Data provided:
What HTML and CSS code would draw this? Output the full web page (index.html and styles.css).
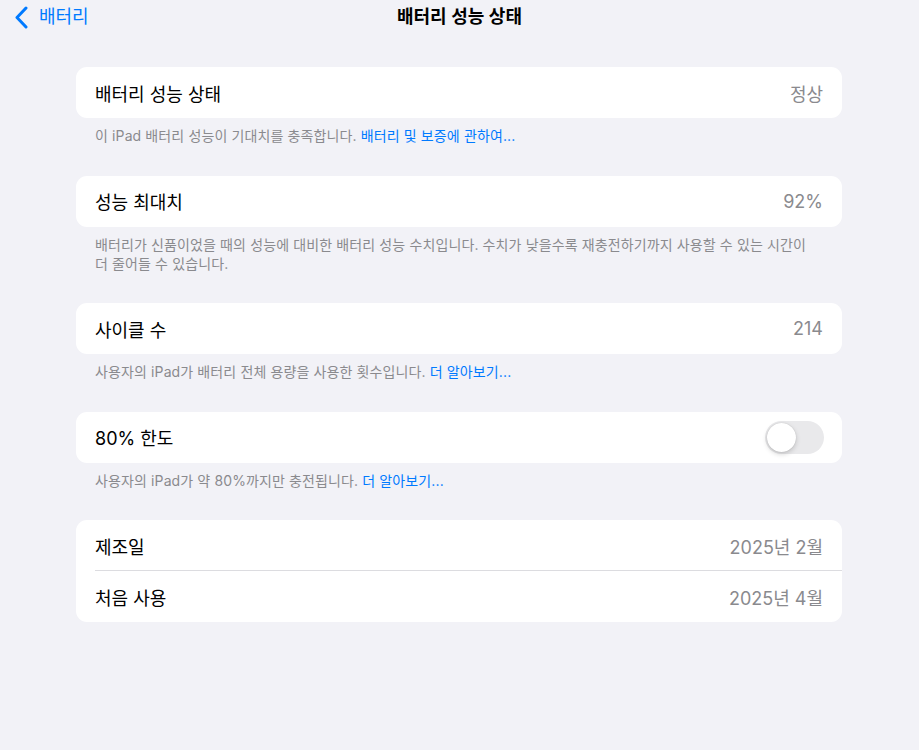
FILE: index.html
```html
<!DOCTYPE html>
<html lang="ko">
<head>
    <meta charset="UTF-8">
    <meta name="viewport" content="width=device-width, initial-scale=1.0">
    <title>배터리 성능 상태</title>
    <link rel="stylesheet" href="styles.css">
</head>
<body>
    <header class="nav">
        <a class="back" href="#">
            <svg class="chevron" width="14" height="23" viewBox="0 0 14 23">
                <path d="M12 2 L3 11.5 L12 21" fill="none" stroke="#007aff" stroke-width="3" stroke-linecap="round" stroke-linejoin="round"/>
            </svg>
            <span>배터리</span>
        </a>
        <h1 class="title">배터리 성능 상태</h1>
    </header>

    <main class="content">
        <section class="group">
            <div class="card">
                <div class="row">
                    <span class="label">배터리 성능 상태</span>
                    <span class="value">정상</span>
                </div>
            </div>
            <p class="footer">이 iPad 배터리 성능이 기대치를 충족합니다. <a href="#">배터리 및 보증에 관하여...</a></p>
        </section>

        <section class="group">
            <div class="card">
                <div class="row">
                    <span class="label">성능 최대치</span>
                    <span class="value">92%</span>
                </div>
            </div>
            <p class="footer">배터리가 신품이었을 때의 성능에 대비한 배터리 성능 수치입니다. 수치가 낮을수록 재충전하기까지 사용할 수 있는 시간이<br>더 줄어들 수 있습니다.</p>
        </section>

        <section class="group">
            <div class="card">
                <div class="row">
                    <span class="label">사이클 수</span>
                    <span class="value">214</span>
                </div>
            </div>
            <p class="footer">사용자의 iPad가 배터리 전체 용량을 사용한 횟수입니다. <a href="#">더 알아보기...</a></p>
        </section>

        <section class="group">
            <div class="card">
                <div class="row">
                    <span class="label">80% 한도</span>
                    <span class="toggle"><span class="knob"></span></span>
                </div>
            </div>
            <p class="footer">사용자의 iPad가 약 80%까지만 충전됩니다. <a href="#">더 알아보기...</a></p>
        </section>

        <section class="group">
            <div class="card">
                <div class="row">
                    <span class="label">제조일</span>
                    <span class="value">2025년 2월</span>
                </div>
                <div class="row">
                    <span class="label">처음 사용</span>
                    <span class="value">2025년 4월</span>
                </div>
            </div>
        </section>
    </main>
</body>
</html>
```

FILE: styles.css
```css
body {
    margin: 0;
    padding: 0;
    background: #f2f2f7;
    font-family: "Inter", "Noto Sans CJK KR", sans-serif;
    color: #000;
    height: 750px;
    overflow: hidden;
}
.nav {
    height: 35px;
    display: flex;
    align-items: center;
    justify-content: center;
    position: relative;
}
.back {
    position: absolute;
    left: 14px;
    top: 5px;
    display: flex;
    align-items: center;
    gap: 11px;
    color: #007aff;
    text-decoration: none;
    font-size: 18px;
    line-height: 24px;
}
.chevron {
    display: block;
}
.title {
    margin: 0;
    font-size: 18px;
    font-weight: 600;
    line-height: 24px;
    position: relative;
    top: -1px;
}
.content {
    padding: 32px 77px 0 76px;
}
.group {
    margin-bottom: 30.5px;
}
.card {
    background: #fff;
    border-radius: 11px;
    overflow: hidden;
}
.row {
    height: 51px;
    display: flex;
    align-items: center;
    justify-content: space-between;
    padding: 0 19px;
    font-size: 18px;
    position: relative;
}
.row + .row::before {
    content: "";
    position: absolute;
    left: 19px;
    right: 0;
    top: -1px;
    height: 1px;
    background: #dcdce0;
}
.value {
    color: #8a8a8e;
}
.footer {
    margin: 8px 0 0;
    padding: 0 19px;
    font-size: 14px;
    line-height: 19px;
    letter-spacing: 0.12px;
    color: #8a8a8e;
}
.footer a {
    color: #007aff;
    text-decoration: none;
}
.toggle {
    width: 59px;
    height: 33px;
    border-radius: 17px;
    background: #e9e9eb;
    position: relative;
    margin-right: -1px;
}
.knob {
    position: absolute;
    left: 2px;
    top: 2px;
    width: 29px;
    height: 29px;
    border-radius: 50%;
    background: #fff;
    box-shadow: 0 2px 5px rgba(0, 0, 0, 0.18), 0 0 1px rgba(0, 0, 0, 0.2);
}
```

Stated task: Using the listing, copy every line where the word "styles" shows up.

Written response:
What HTML and CSS code would draw this? Output the full web page (index.html and styles.css).
    <link rel="stylesheet" href="styles.css">
FILE: styles.css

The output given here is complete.